If the furnace goes out or the roof starts leaking, you’ll have cash available to fix it rather than putting the repair on your credit card like so many people do. It will come in handy if you happen to lose your job. Rent and utilities still come due. At least you’ll have the cash to cover them until you figure out a plan.
I recommend taking 20 percent of your paycheck as soon as you get it and sticking it in an account. Take this money out even before the bills get paid. If your income vs. expenses ratio is right, the money should be there; it’s probably just not getting allotted correctly. Nest egg development is something I cover extensively in the free course. I believe it’s that important.
Start some side hustles so you have the confidence you can make cash on your terms.
And, finally, the confidence builder. If your goal is to get a new job or switch career paths, this might not apply to you.
If you are going the entrepreneurial route, this step is essential.
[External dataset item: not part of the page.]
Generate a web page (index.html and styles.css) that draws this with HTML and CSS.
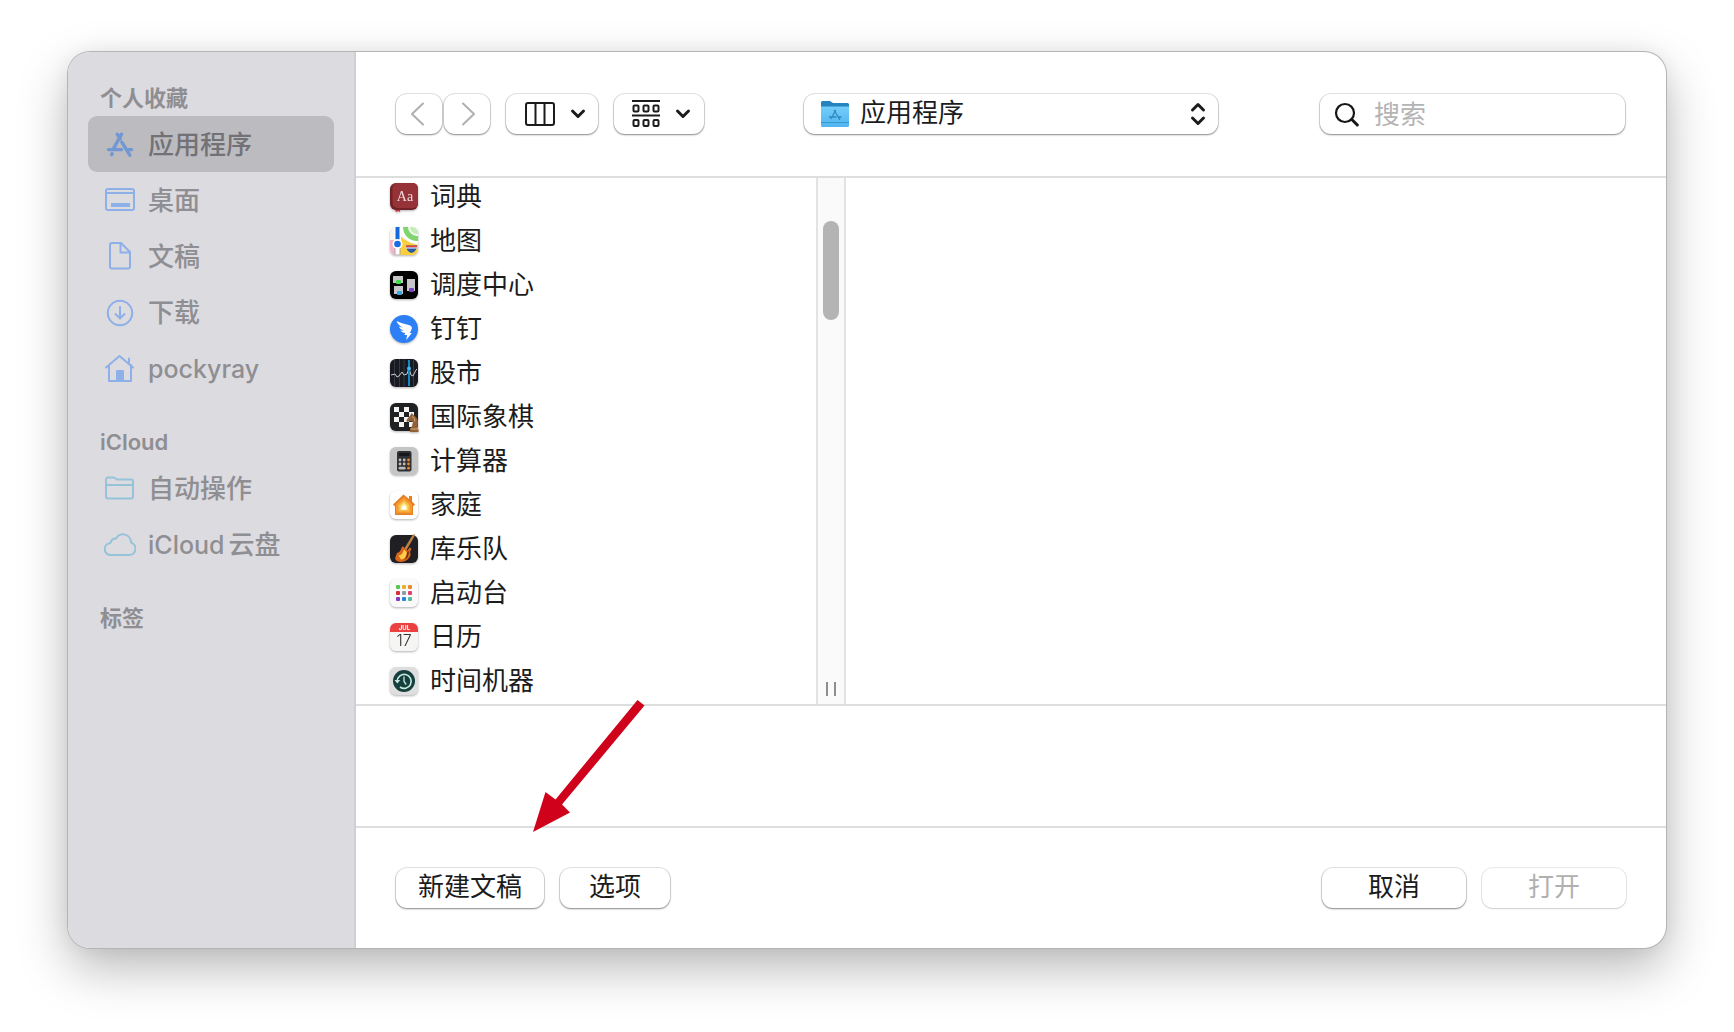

Many people have the mind and the desire to do something; they need to know it’s going to work before they get the guns a-blazin’. Start a little side hustle around your desired goal and see if you can make money at it.
Years ago, when I started my first blog, the first money I made was such an emotional upshift. It validated the ‘what ifs’ and gave me confidence that I could make it work. When I made the first sale of my book, that was the uplift I needed to promote it more and then write another. If you have any drought in yourself, get out there and find a way to get that first big win. The first win will give you the confidence to get out of the employee mindset and into the entrepreneurial mindset. You’ll know you can make money on your terms.
Hopefully, this article will make Mondays a little smoother. Having some clear goals and ideas on how you are going to achieve them is half the battle.
The biggest problem with Mondays is your body’s resistance to doing something you don’t want to do. Just like when it fights off a cold, it’s trying to tell you something isn’t right. When life is flowing well, and you can make money on your terms, Monday morning will send you off with a spring in your step.